Là encore, « aucun élément de preuve » permettant d’établir un lien entre la décision bruxelloise et les conventions fiscales bilatérales que les USA ont signées avec les États membres n’a été avancé, ou démontrant « comment la solution au présent litige affecterait précisément lesdites conventions ».

Enfin, sur la prétexte brandi par les USA pour s’ingérer dans une affaire européenne en affirmant que « leur intervention pourrait aider le Tribunal dans la compréhension du droit fiscal de leur pays », les magistrats ont surtout noté qu’il faudrait d’abord que Washington comprenne comme fonctionne le droit européen : « une intervention ne peut avoir d’autre objet que le soutien des conclusions de l’une des parties, ce qui exclut une intervention visant à aider le Tribunal dans la compréhension du droit ».
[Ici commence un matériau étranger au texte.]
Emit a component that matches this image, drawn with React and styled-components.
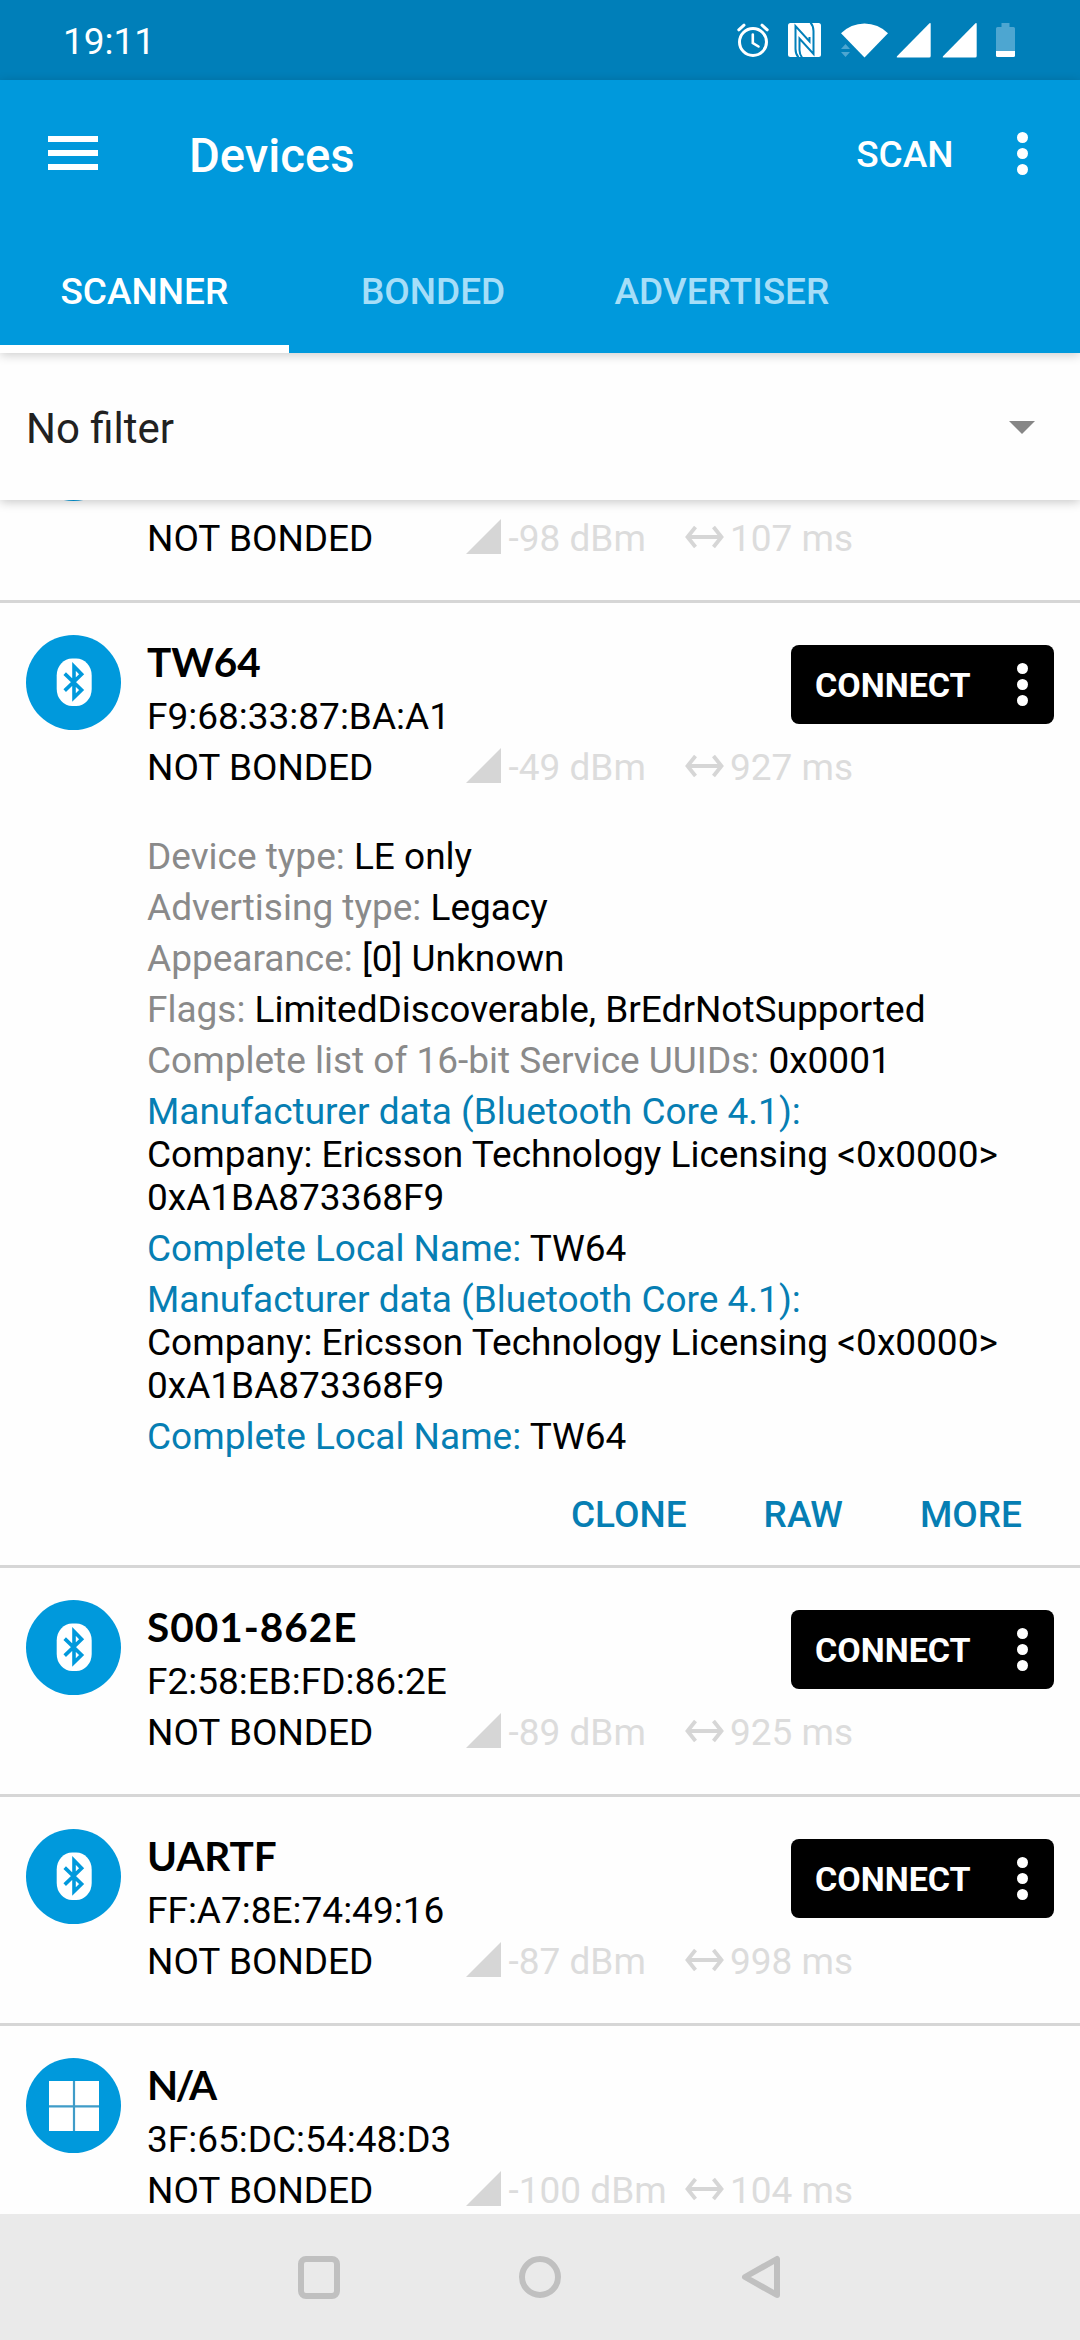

La mise à l’écart  de Washington dans ce dossier ne devrait probablement pas dissuader l’administration américaine de continuer à mettre la pression sur l’Union européenne. En août 2016, le mois où la Commission rendait son avis sur le régime fiscal d’Apple accordé par l’Irlande et ordonnait la restitution des montants concernés, le gouvernement alors dirigé par Barack Obama avait publié un livre blanc.

Dans celui-ci, la Commission européenne était mise en garde sur d’éventuelles rétorsions si elle venait à infliger un redressement fiscal historique à Apple. Le département du Trésor avait dit «  continuer à réfléchir aux réponses potentielles  » qu’il pourrait adresser, et qu’un « résultat fortement préférable et mutuellement bénéfique serait de revenir vers le système et la pratique des coopérations fiscales internationales ».

En attendant, le bras de fer fiscal se poursuit. Et indépendamment de l’issue de ce dossier, Apple et l’Irlande ont convenu de mettre en place un compte bloqué sur lequel la firme de Cupertino déposera à terme 13 milliards d’euros. Les montants seront reversés à Dublin si les actions en justice ne permettent pas d’empêcher ce versement.